Using similar techniques originally inspired by string theory, Strominger’s group has computed the spectrum of gravitational waves emitted when compact objects like stars fall into giant black holes — predictions that could be verified by the future Evolved Laser Interferometer Space Antenna, planned to launch in two decades (or maybe sooner). Strominger also believes that evidence of conformal symmetry might emerge from the Laser Interferometer Gravitational-Wave Observatory, which spotted gravitational waves for the first time earlier this year.
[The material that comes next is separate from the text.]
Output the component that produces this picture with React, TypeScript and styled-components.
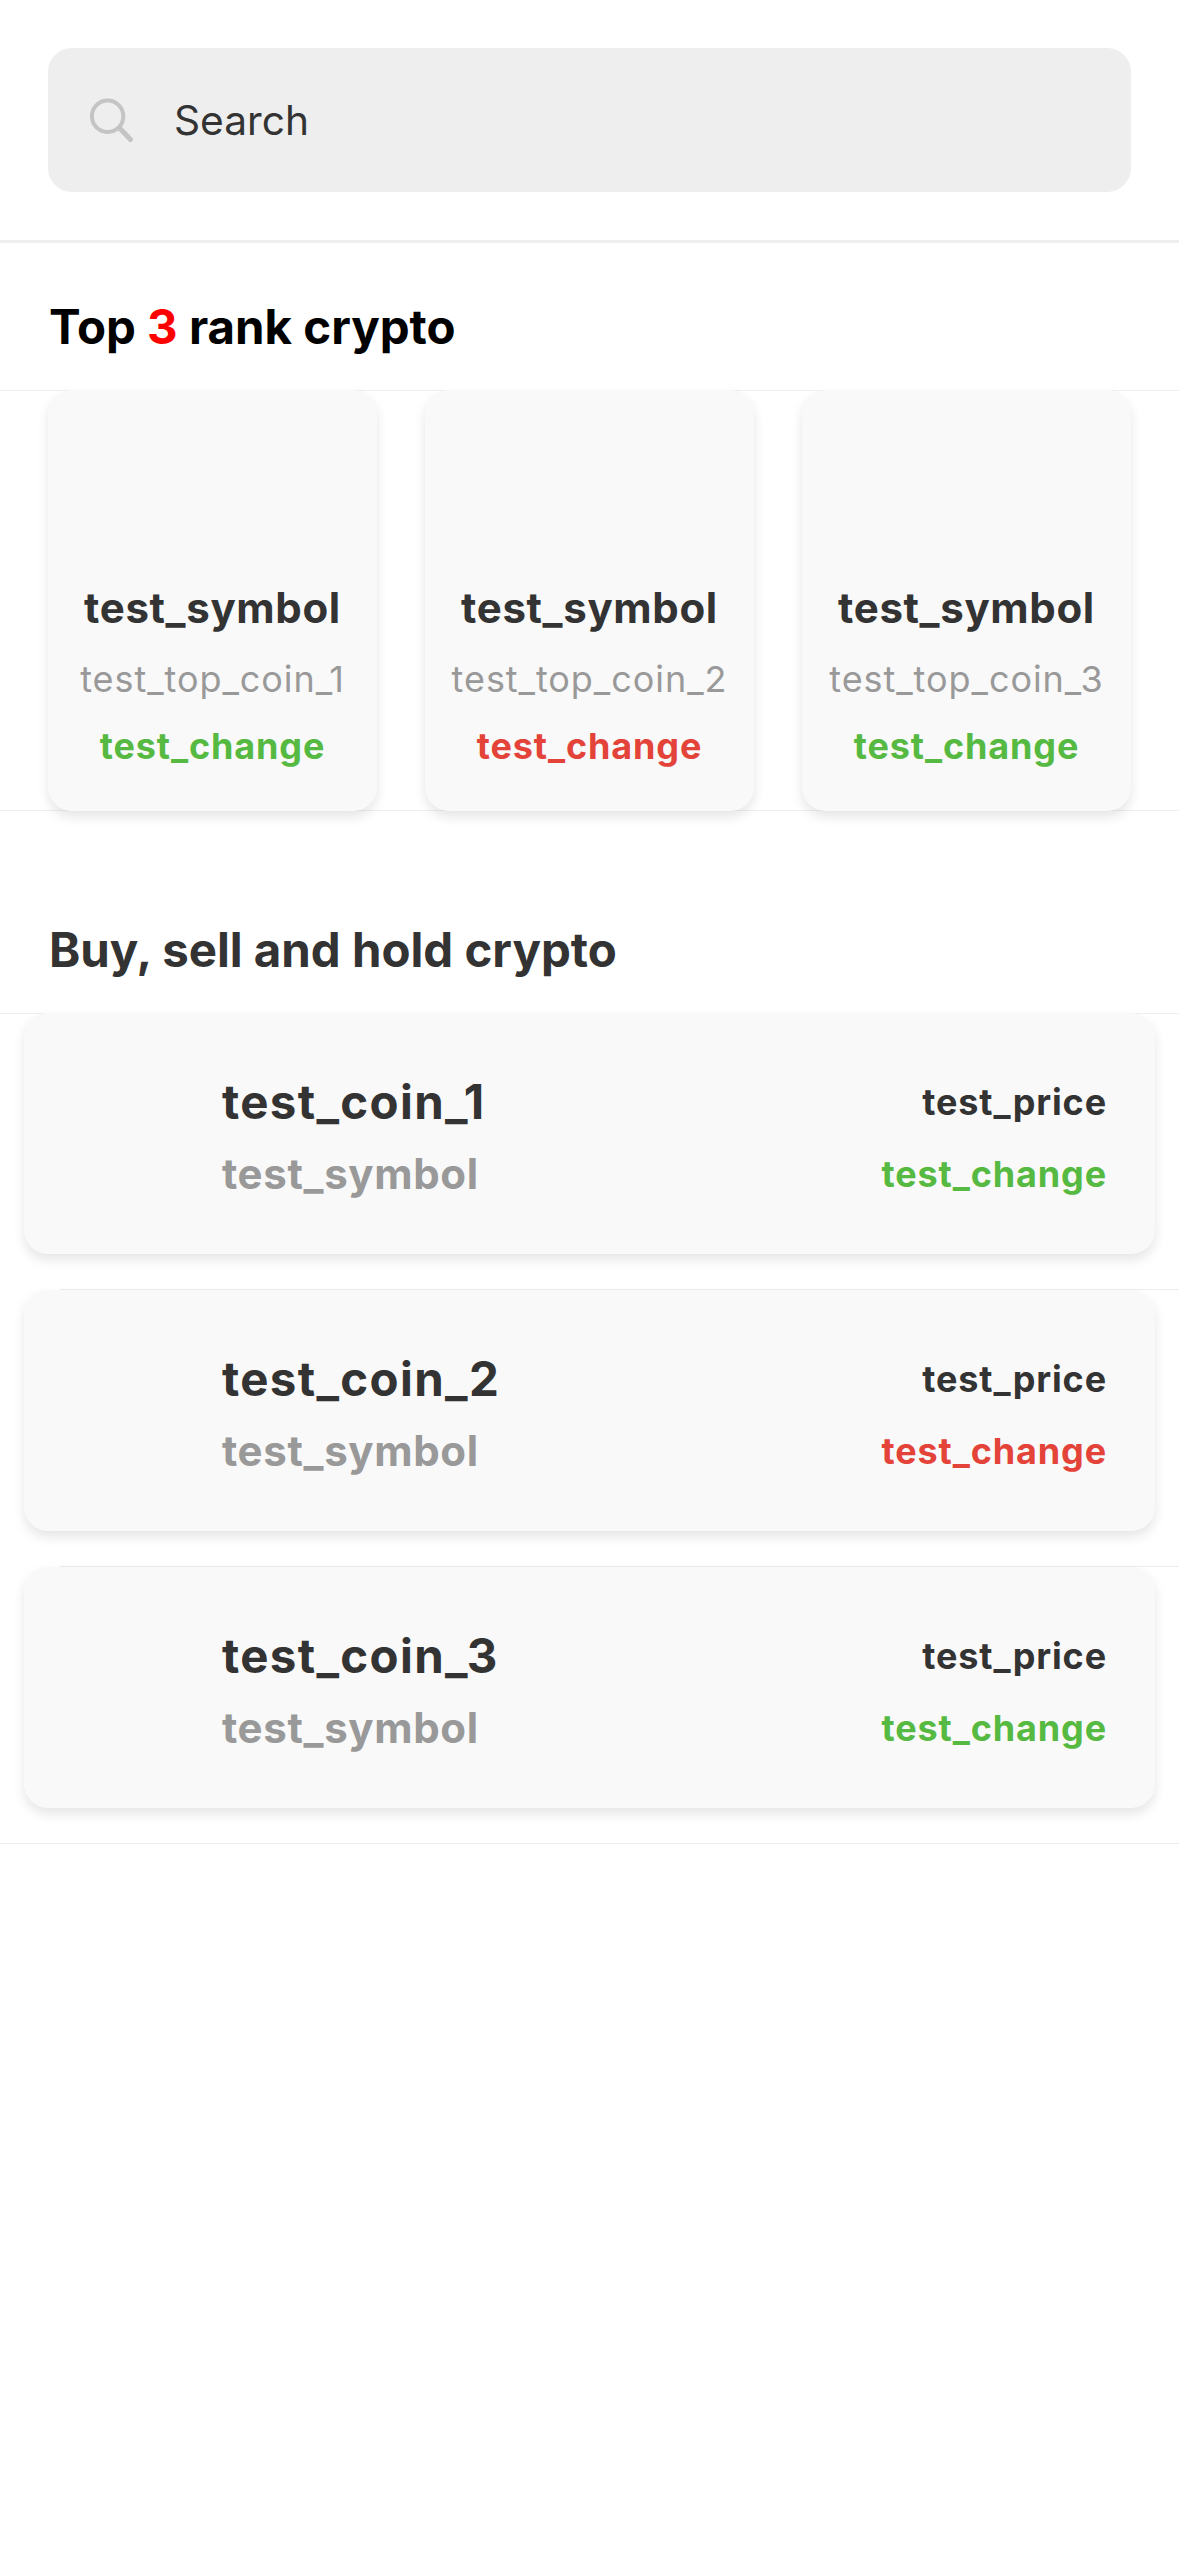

Soon, he says, astronomers may be drowning in data that they cannot fully interpret. “We’d like to use ideas from string theory to shed some light on corners of this.”
The New Calculus
Other physicists, meanwhile, are employing string theory methodologies in their study of extreme matter states — from the intensely hot plasmas produced in particle colliders to materials created in laboratories at temperatures close to absolute zero.
University College London physicist Andrew Green, who investigates the strange phases of matter that arise at ultra-frigid temperatures, never imagined getting into string theory, but has found it extremely worthwhile. Although it may not offer a comprehensive theory of reality, he says, “it has ushered in the development of a new set of mathematical techniques that are useful in broad areas of physics.”
Many of these approaches involve higher-dimensional geometry, he adds, “allowing you to draw geometrical pictures of what were previously algebraic formulations.” Green calls string theory “the new calculus,” saying that its ideas will ultimately join the standard toolkit of theoretical physics.
Strominger agrees. While physicists may not have stumbled upon the ultimate theory of everything 30-some years ago, he sees string theory as “a starting point” from which such a theory might still emerge. Regardless of how that quest turns out, it’s already a proven tool that hints at “how seemingly irreconcilable things can fit together.” And as new applications continue to be explored, it’s becoming clear that the one thing string theory isn’t is obsolete.